* [What the exercise asks]: Copy out the lines that include the word "React".

=-=-=

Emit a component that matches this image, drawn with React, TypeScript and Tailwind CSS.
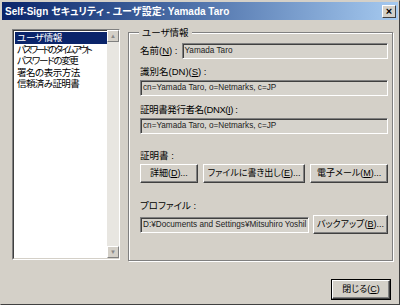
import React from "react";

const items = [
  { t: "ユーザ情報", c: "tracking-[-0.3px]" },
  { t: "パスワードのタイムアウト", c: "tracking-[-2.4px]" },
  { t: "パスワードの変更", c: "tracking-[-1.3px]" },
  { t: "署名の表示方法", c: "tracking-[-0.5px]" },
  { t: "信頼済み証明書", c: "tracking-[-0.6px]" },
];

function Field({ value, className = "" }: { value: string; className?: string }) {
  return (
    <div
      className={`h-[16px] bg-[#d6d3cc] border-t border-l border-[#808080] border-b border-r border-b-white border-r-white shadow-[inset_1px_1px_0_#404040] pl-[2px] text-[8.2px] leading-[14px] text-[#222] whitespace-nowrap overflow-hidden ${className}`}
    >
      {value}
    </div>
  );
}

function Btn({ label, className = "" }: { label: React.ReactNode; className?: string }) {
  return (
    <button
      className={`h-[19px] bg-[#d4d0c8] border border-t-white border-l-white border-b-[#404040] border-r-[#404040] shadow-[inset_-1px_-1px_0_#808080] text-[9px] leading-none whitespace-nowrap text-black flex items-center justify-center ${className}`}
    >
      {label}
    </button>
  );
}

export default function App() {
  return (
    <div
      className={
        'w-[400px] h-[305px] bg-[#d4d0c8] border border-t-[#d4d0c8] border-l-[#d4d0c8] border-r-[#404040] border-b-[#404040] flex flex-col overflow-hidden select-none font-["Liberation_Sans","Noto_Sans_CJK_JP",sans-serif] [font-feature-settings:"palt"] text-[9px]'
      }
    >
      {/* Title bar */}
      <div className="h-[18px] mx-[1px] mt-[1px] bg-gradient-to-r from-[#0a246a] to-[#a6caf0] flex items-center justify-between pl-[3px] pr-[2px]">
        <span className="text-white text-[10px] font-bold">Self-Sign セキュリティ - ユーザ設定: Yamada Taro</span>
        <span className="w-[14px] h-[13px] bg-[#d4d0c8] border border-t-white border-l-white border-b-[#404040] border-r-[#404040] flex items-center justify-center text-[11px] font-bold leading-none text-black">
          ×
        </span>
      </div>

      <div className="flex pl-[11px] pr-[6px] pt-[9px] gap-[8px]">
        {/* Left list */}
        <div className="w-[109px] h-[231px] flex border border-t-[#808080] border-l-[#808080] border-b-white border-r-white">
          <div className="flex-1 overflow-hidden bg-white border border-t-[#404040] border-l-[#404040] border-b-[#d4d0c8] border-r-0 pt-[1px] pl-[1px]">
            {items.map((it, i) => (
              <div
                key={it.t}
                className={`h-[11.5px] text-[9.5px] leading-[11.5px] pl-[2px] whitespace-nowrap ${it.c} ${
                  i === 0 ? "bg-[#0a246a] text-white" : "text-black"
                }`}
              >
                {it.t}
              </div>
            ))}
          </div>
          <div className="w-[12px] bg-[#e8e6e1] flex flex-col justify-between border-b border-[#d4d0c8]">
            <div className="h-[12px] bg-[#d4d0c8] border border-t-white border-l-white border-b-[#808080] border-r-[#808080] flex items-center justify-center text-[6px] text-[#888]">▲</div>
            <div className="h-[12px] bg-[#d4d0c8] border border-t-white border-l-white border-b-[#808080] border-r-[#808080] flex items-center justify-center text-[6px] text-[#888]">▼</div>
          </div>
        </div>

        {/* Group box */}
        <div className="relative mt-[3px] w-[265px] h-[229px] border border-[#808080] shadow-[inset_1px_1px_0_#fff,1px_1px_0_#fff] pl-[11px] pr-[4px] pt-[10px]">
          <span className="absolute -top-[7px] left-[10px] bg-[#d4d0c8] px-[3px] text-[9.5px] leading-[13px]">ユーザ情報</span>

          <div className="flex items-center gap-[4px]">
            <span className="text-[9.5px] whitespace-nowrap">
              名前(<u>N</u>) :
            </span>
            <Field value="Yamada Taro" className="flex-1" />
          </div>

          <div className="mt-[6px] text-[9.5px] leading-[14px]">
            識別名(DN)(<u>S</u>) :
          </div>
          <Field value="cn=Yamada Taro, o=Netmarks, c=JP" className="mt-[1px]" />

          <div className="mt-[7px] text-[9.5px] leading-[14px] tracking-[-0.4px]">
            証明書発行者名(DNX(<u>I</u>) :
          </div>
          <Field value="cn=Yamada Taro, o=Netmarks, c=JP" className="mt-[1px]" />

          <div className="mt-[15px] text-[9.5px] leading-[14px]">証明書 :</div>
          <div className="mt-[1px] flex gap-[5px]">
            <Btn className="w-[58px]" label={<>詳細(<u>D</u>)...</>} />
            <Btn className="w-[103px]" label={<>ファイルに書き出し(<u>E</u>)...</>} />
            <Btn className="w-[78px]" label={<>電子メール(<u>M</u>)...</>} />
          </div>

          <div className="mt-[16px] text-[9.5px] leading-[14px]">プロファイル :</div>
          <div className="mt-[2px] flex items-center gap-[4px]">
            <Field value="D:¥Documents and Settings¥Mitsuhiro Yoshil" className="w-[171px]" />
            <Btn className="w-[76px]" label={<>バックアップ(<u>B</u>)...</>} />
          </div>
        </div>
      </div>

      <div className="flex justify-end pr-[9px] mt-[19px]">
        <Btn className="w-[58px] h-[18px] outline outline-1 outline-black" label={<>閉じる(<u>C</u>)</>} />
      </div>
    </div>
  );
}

=-=-=

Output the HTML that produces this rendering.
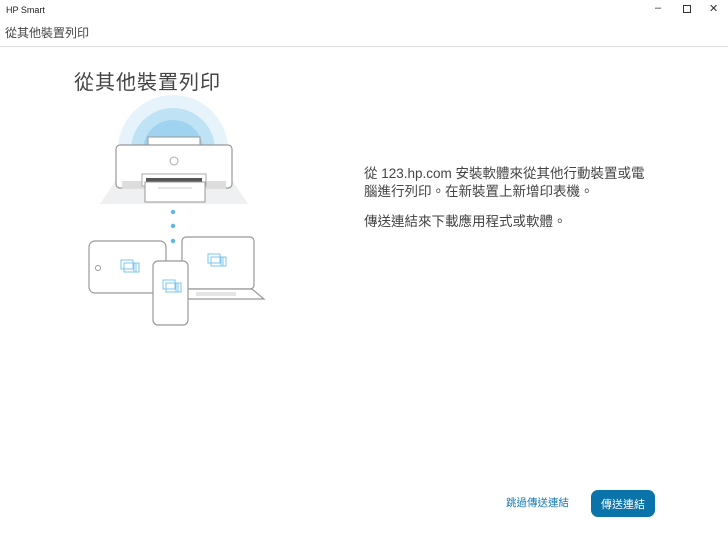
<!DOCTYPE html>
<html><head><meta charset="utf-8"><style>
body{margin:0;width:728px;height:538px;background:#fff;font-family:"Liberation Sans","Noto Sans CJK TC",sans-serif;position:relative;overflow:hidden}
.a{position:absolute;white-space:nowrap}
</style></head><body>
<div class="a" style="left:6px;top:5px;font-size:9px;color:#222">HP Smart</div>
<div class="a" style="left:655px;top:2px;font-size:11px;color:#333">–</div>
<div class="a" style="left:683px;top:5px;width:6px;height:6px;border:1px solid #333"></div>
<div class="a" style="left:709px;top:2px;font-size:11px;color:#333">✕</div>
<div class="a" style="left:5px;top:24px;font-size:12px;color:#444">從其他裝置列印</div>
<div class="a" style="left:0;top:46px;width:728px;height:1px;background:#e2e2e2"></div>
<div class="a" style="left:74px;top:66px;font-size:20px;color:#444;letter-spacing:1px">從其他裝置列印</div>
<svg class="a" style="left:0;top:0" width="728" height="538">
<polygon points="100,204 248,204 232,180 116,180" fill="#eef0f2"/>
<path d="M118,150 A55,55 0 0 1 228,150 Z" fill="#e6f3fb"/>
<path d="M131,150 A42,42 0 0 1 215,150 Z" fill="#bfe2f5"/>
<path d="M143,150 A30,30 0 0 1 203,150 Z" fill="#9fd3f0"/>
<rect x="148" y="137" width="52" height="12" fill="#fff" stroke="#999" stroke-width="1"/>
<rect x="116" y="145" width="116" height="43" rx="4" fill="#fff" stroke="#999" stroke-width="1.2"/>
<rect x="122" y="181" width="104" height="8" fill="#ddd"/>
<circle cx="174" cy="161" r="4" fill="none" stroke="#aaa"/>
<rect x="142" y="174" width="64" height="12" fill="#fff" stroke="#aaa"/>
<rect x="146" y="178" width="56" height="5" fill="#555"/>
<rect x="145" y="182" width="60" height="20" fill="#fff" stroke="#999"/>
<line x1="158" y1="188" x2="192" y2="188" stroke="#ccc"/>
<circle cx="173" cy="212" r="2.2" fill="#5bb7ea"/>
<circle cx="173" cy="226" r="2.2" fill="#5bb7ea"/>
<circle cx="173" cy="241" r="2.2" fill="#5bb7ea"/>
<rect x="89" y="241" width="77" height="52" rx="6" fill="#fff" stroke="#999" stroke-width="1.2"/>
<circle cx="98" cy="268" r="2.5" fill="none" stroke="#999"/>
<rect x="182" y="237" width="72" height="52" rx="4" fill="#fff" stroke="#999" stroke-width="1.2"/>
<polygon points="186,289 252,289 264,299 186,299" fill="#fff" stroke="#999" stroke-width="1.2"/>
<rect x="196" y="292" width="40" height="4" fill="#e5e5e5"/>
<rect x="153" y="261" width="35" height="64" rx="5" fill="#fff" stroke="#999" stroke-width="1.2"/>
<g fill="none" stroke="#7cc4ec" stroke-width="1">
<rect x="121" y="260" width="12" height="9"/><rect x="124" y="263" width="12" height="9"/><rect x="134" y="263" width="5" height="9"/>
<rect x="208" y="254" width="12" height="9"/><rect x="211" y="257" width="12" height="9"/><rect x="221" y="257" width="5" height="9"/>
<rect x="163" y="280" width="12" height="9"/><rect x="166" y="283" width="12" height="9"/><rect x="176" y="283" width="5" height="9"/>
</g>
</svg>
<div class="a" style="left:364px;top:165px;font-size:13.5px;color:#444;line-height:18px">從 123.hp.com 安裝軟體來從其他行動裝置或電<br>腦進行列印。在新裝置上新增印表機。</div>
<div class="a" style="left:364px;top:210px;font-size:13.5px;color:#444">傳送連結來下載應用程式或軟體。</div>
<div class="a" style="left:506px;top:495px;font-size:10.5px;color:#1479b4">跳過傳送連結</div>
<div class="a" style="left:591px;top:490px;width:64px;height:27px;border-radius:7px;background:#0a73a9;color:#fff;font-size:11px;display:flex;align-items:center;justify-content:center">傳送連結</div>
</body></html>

=-=-=

* [Task output]:
Emit a component that matches this image, drawn with React, TypeScript and Tailwind CSS.
import React from "react";
function Btn({ label, className = "" }: { label: React.ReactNode; className?: string }) {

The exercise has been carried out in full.